In any case, I agree that Europe is in a worse economic situation. But this is mostly due to the mismatch between who sets fiscal policy and who sets monetary policy, rather than demographic patterns. True, Europe would be better off with higher birth rates...but this problem is solvable if European nations are willing to allow more immigration and abandon the outdated idea that nations are defined by a shared ethnicity.
Which problem would that be? the problem isn't just that we are shrinking in our populace, it is that our welfare states are built upon a pyramid scheme model, and require steady influx of ever increasing numbers of people paying into the system. But floods of immigrants into a nation with a welfare state don't pay into the system as much as the natives - they disproportionately cost the system. Letting in floods of third-world immigrants without welfare state reform to keep them from becoming net fiscal burdens will exacerbate rather than solve the problem.

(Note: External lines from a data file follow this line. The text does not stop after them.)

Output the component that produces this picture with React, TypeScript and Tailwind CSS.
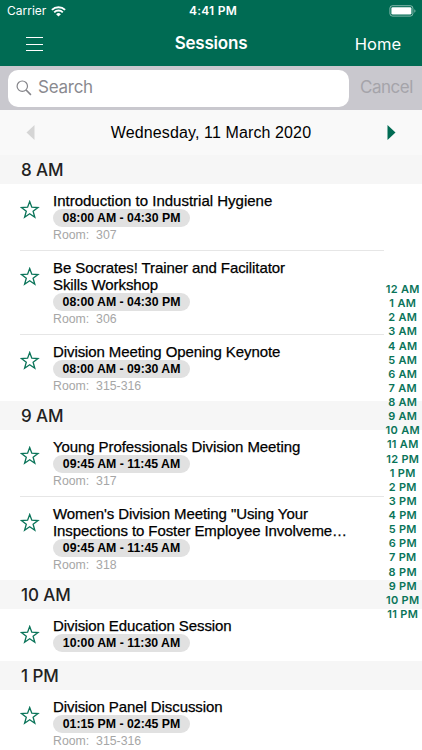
type Session = { title: string[]; time: string; room?: string; height: string; tracking?: string };
type Group = { label: string; head: string; sessions: Session[] };

const groups: Group[] = [
  {
    label: '8 AM',
    head: 'h-[29px]',
    sessions: [
      { title: ['Introduction to Industrial Hygiene'], time: '08:00 AM - 04:30 PM', room: '307', height: 'h-[67px]', tracking: 'tracking-normal' },
      { title: ['Be Socrates! Trainer and Facilitator', 'Skills Workshop'], time: '08:00 AM - 04:30 PM', room: '306', height: 'h-[84px]' },
      { title: ['Division Meeting Opening Keynote'], time: '08:00 AM - 09:30 AM', room: '315-316', height: 'h-[66px]' },
    ],
  },
  {
    label: '9 AM',
    head: 'h-[29px]',
    sessions: [
      { title: ['Young Professionals Division Meeting'], time: '09:45 AM - 11:45 AM', room: '317', height: 'h-[67px]' },
      { title: ['Women\'s Division Meeting "Using Your', 'Inspections to Foster Employee Involveme…'], time: '09:45 AM - 11:45 AM', room: '318', height: 'h-[83px]' },
    ],
  },
  {
    label: '10 AM',
    head: 'h-[29px]',
    sessions: [{ title: ['Division Education Session'], time: '10:00 AM - 11:30 AM', height: 'h-[52px]' }],
  },
  {
    label: '1 PM',
    head: 'h-[29px]',
    sessions: [{ title: ['Division Panel Discussion'], time: '01:15 PM - 02:45 PM', room: '315-316', height: 'h-[67px]' }],
  },
];

const hours = ['AM', 'PM'].flatMap((half) => [12, 1, 2, 3, 4, 5, 6, 7, 8, 9, 10, 11].map((n) => `${n} ${half}`));

function StatusBar() {
  return (
    <div className="grid h-[22px] grid-cols-3 items-center pl-[7px] pr-[6px] text-[12px] leading-none">
      <div className="flex items-center gap-[5px]">
        <span>Carrier</span>
        <svg width="15" height="11" viewBox="0 0 15 11" fill="none" stroke="#fff" strokeWidth="1.9">
          <path d="M.9 3.9a9.4 9.4 0 0 1 13.2 0" />
          <path d="M3.2 6.3a6.1 6.1 0 0 1 8.6 0" />
          <path d="M7.5 10.6 5.1 8.2a3.4 3.4 0 0 1 4.8 0z" fill="#fff" stroke="none" />
        </svg>
      </div>
      <div className="pl-[3px] text-center font-semibold tracking-[0.25px]">4:41 PM</div>
      <div className="flex justify-end">
        <svg width="27" height="12" viewBox="0 0 27 12">
          <rect x=".9" y=".7" width="23" height="10.4" rx="2.6" fill="none" stroke="#fff" strokeOpacity=".5" />
          <rect x="2.4" y="2.2" width="20" height="7.4" rx="1.3" fill="#fff" />
          <path d="M25.3 4.2c1.6.5 1.6 3 0 3.5z" fill="#fff" fillOpacity=".5" />
        </svg>
      </div>
    </div>
  );
}

function Star() {
  return (
    <svg className="mt-[16px] shrink-0" width="20" height="19" viewBox="0 0 20 19" fill="none" stroke="#0a7459" strokeWidth="1.3">
      <path d="M9.7 1.5 11.8 7.2 18 7.5 13.1 11.3 14.8 17.2 9.7 13.8 4.6 17.2 6.3 11.3 1.4 7.5 7.6 7.2Z" />
    </svg>
  );
}

function SessionRow({ session, divided }: { session: Session; divided: boolean }) {
  return (
    <div className={`ml-5 mr-[38px] flex ${session.height} ${divided ? 'border-b border-[#e6e6e6]' : ''}`}>
      <Star />
      <div className="ml-[13px] flex flex-col items-start whitespace-nowrap pt-[9px] font-['Liberation_Sans',Arial,sans-serif]">
        {session.title.map((line) => (
          <div
            key={line}
            className={`h-[17px] text-[15px] leading-[16px] text-black [-webkit-text-stroke:0.25px_#000] ${session.tracking ?? 'tracking-[-0.09px]'}`}
          >
            {line}
          </div>
        ))}
        <div className="-mt-[0.6px] h-[18px] w-[137px] rounded-full bg-[#e1e1e1] text-center text-[12.3px] font-bold leading-[19px] text-black">
          {session.time}
        </div>
        {session.room && (
          <div className="whitespace-pre text-[12.3px] leading-[17px] text-[#a6a6a6]">{`Room:  ${session.room}`}</div>
        )}
      </div>
    </div>
  );
}

export default function App() {
  return (
    <div className="relative h-[750px] w-[422px] overflow-hidden bg-white font-[Inter,sans-serif] text-black">
      <header className="h-[66px] bg-[#006b53] text-white">
        <StatusBar />
        <div className="grid h-11 grid-cols-3 items-center pl-[26px] pr-[21px]">
          <div className="flex w-4 flex-col gap-[5.5px]">
            <span className="h-px w-[17px] bg-white" />
            <span className="h-px w-[17px] bg-white" />
            <span className="h-px w-[17px] bg-white" />
          </div>
          <h1 className="pr-[5px] text-center text-[17px] font-semibold tracking-[-0.2px]">Sessions</h1>
          <div className="text-right text-[16.5px]">Home</div>
        </div>
      </header>

      <div className="flex h-11 items-center bg-[#c9c8ce] pl-2 pr-[9px]">
        <div className="flex h-[37px] w-[341px] items-center rounded-[10px] bg-white pl-2 text-[17px] text-[#8a8a8f]">
          <svg width="16" height="16" viewBox="0 0 16 16" fill="none" stroke="#85858a" strokeWidth="1.2">
            <circle cx="6.3" cy="6.2" r="5.2" />
            <path d="m10.1 10 4.8 4.9" strokeWidth="1.6" />
          </svg>
          <span className="ml-[6px] tracking-[-0.25px]">Search</span>
        </div>
        <span className="ml-auto text-[17px] tracking-[-0.45px] text-[#a5a4aa]">Cancel</span>
      </div>

      <div className="flex h-[45px] items-center justify-between bg-[#f9f9f9] pl-[26px] pr-[26px] font-['Liberation_Sans',Arial,sans-serif]">
        <svg width="9" height="15" viewBox="0 0 9 15"><path d="M8.5 0v15L.5 7.5z" fill="#d5d5d5" /></svg>
        <span className="text-[16px] tracking-[0.12px]">Wednesday, 11 March 2020</span>
        <svg width="9" height="15" viewBox="0 0 9 15"><path d="M.5 0v15l8-7.5z" fill="#006b53" /></svg>
      </div>

      <main>
        {groups.map((group) => (
          <section key={group.label}>
            <h2 className={`flex items-center bg-[#f6f6f6] pl-[21px] pt-[2px] text-[17px] font-medium tracking-[-0.1px] text-[#222] ${group.head}`}>{group.label}</h2>
            {group.sessions.map((session, i) => (
              <SessionRow key={session.title[0]} session={session} divided={i < group.sessions.length - 1} />
            ))}
          </section>
        ))}
      </main>

      <nav className="absolute right-0 top-[282px] flex w-[38.5px] flex-col text-center text-[11px] font-semibold tracking-[0.3px] text-[#0a7459]">
        {hours.map((hour) => (
          <span key={hour} className="h-[14.13px] whitespace-nowrap leading-[14.13px]">{hour}</span>
        ))}
      </nav>
    </div>
  );
}
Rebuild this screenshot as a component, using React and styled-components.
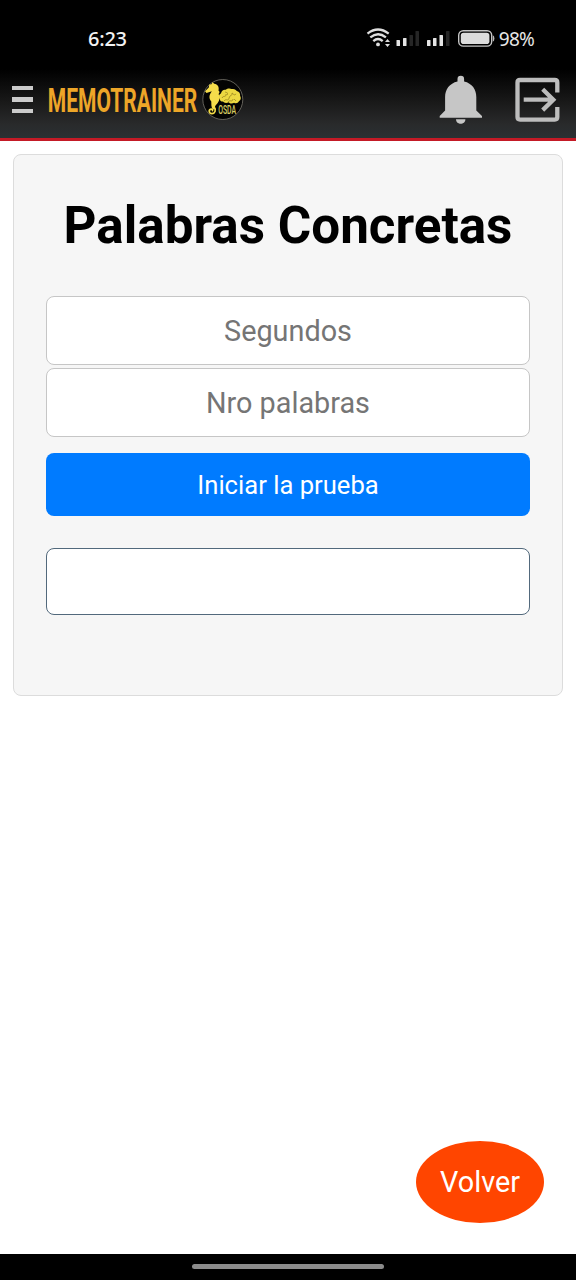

There are millions of well-educated people who want to immigrate to the United States, who are turned away every year. And there are hundreds of millions of uneducated but intelligent people who want to immigrate to the United States, who are turned away every year. I'm not saying we need to accept them all, but accepting a great deal more of highly-skilled or highly-intelligent people would be a good place to start. We could even pay for their educations like we do for our own children, in order to produce more qualified American workers and taxpayers.
Ultimately I think that the demographic problems in developed countries are highly exaggerated, in terms of their effect on the global economy (although they'll be bad for some individual nations if no steps are taken to reverse the trend). More people than ever are attaining a level of affluence at which they can help solve global problems, and this trend is unlikely to reverse IMO.